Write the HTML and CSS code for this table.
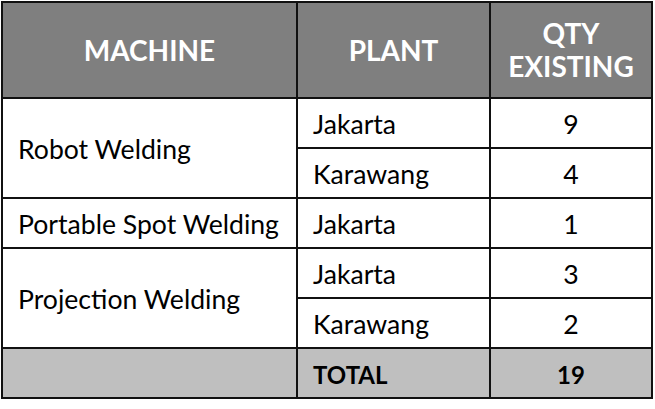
FILE: index.html
```html
<!DOCTYPE html>
<html>
<head>
<meta charset="utf-8">
<link rel="stylesheet" href="styles.css">
</head>
<body>
<div class="grid">
  <div class="cell head">MACHINE</div>
  <div class="cell head">PLANT</div>
  <div class="cell head qty-head">QTY<br>EXISTING</div>

  <div class="cell machine span2">Robot Welding</div>
  <div class="cell plant">Jakarta</div>
  <div class="cell num">9</div>
  <div class="cell plant">Karawang</div>
  <div class="cell num">4</div>

  <div class="cell machine">Portable Spot Welding</div>
  <div class="cell plant">Jakarta</div>
  <div class="cell num">1</div>

  <div class="cell machine span2">Projection Welding</div>
  <div class="cell plant">Jakarta</div>
  <div class="cell num">3</div>
  <div class="cell plant">Karawang</div>
  <div class="cell num">2</div>

  <div class="cell total"></div>
  <div class="cell total plant bold">TOTAL</div>
  <div class="cell total num bold">19</div>
</div>
</body>
</html>
```

FILE: styles.css
```css
html, body {
  margin: 0;
  padding: 0;
  background: #ffffff;
}

body {
  padding: 1px 0 0 1px;
  font-family: "Lato", "Liberation Sans", sans-serif;
  color: #000;
}

.grid {
  display: grid;
  grid-template-columns: 293px 191px 160px;
  grid-template-rows: 94px repeat(6, 48px);
  gap: 2px;
  padding: 2px;
  background: #111;
  width: 648px;
}

.cell {
  background: #fff;
  display: flex;
  align-items: center;
  font-size: 26.6px;
  padding-top: 2px;
}

.head {
  background: #7f7f7f;
  color: #fff;
  font-weight: 700;
  font-size: 28px;
  justify-content: center;
  text-align: center;
  line-height: 33px;
  padding-top: 0;
}

.machine {
  padding-left: 15px;
}

.span2 {
  grid-row: span 2;
}

.plant {
  padding-left: 15px;
}

.num {
  justify-content: center;
}

.total {
  background: #bfbfbf;
}

.bold {
  font-weight: 700;
  font-size: 24px;
}
```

> **Required task**:
Retype the listing exactly. Pictures do not belong in the copy.

> **Expected answer**:
Write the HTML and CSS code for this table.
FILE: index.html
```html
<!DOCTYPE html>
<html>
<head>
<meta charset="utf-8">
<link rel="stylesheet" href="styles.css">
</head>
<body>
<div class="grid">
  <div class="cell head">MACHINE</div>
  <div class="cell head">PLANT</div>
  <div class="cell head qty-head">QTY<br>EXISTING</div>

  <div class="cell machine span2">Robot Welding</div>
  <div class="cell plant">Jakarta</div>
  <div class="cell num">9</div>
  <div class="cell plant">Karawang</div>
  <div class="cell num">4</div>

  <div class="cell machine">Portable Spot Welding</div>
  <div class="cell plant">Jakarta</div>
  <div class="cell num">1</div>

  <div class="cell machine span2">Projection Welding</div>
  <div class="cell plant">Jakarta</div>
  <div class="cell num">3</div>
  <div class="cell plant">Karawang</div>
  <div class="cell num">2</div>

  <div class="cell total"></div>
  <div class="cell total plant bold">TOTAL</div>
  <div class="cell total num bold">19</div>
</div>
</body>
</html>
```

FILE: styles.css
```css
html, body {
  margin: 0;
  padding: 0;
  background: #ffffff;
}

body {
  padding: 1px 0 0 1px;
  font-family: "Lato", "Liberation Sans", sans-serif;
  color: #000;
}

.grid {
  display: grid;
  grid-template-columns: 293px 191px 160px;
  grid-template-rows: 94px repeat(6, 48px);
  gap: 2px;
  padding: 2px;
  background: #111;
  width: 648px;
}

.cell {
  background: #fff;
  display: flex;
  align-items: center;
  font-size: 26.6px;
  padding-top: 2px;
}

.head {
  background: #7f7f7f;
  color: #fff;
  font-weight: 700;
  font-size: 28px;
  justify-content: center;
  text-align: center;
  line-height: 33px;
  padding-top: 0;
}

.machine {
  padding-left: 15px;
}

.span2 {
  grid-row: span 2;
}

.plant {
  padding-left: 15px;
}

.num {
  justify-content: center;
}

.total {
  background: #bfbfbf;
}

.bold {
  font-weight: 700;
  font-size: 24px;
}
```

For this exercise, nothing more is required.